DATA SECTION:
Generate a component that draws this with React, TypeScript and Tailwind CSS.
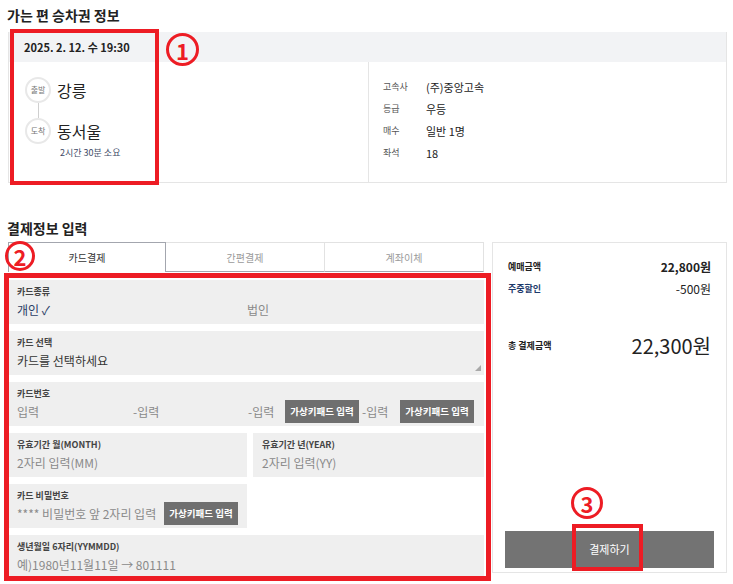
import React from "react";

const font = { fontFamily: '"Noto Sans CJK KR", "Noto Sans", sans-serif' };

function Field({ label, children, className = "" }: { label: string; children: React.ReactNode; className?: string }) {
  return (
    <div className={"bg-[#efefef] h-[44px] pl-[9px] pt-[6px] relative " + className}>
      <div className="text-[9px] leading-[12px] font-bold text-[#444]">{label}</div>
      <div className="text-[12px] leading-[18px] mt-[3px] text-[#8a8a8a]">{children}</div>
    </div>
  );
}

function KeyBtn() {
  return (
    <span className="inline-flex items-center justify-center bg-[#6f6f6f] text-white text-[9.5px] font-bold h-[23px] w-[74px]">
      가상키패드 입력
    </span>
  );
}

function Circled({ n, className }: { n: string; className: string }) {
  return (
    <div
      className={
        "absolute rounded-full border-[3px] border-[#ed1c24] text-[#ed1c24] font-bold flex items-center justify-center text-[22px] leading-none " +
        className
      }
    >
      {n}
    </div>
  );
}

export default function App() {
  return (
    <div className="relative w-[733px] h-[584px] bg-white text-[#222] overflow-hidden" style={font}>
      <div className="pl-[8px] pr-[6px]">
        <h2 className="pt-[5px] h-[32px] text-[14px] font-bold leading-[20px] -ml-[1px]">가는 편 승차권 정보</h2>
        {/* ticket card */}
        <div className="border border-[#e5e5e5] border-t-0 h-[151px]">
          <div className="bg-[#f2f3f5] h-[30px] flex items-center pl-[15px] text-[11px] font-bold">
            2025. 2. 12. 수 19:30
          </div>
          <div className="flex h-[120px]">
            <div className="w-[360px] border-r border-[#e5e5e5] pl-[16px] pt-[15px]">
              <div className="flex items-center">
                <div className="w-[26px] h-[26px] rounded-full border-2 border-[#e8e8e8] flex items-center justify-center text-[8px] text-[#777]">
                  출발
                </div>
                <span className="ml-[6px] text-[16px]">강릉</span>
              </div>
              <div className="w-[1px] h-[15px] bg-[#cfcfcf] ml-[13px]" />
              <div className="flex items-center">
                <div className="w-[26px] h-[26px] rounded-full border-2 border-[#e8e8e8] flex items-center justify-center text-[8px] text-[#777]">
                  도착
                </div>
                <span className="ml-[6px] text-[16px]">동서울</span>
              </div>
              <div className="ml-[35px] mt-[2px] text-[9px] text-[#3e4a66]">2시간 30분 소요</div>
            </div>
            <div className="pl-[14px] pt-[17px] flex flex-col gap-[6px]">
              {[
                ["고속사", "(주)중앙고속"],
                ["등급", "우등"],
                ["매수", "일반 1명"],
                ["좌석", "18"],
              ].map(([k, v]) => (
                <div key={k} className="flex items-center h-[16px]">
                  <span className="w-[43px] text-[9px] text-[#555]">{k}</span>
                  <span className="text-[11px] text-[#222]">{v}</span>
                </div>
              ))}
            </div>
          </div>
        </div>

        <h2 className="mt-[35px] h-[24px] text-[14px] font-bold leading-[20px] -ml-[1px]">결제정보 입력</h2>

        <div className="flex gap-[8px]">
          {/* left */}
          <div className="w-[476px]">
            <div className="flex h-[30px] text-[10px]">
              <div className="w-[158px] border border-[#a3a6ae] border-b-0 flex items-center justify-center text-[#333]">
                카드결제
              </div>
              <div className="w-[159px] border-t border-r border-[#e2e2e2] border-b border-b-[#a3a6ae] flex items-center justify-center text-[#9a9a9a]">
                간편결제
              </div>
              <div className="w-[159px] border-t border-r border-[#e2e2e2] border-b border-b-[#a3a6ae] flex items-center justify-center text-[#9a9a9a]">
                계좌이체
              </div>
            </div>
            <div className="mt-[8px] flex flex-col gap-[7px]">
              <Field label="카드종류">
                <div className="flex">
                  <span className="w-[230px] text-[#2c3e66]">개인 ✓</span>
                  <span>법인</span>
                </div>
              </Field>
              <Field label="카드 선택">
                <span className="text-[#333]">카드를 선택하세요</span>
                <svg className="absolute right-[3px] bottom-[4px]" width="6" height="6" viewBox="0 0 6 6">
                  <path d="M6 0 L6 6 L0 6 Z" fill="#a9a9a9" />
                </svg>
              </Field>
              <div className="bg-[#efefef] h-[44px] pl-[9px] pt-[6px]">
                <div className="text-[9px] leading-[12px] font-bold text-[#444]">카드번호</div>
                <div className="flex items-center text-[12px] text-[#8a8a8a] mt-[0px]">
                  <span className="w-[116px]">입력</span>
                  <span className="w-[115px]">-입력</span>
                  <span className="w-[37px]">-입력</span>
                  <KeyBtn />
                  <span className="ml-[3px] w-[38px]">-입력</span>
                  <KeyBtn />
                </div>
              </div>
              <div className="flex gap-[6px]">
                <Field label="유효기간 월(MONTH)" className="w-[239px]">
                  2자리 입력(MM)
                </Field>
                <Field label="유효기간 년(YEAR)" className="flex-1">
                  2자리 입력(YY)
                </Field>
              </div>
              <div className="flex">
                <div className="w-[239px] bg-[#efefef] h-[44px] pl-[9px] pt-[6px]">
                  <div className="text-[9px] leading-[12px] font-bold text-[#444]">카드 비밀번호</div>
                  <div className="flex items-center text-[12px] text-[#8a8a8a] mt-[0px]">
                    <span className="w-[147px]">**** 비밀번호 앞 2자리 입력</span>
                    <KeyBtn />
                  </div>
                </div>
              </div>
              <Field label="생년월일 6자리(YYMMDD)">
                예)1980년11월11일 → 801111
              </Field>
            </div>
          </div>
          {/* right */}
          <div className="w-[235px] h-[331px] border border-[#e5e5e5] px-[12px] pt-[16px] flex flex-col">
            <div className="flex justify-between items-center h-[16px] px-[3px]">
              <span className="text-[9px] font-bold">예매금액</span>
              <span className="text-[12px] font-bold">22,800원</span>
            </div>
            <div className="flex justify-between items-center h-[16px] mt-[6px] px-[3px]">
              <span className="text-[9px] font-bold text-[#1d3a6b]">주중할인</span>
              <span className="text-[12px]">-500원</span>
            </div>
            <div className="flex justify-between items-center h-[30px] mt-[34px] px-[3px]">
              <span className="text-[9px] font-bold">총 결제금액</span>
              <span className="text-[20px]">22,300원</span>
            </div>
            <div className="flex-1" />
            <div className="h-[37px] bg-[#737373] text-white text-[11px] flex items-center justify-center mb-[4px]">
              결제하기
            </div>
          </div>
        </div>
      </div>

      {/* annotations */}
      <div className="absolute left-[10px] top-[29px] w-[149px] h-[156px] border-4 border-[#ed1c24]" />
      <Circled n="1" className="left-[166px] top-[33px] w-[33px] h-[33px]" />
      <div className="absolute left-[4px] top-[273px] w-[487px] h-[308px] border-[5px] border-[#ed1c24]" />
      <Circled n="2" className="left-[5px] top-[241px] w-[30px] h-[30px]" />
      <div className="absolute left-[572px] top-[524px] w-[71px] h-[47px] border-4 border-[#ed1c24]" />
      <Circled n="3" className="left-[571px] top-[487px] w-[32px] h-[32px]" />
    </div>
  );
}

EXERCISE DIRECTIONS: Report all lines of the material that contain the word "React".

FINISHED EXERCISE:
Generate a component that draws this with React, TypeScript and Tailwind CSS.
import React from "react";
function Field({ label, children, className = "" }: { label: string; children: React.ReactNode; className?: string }) {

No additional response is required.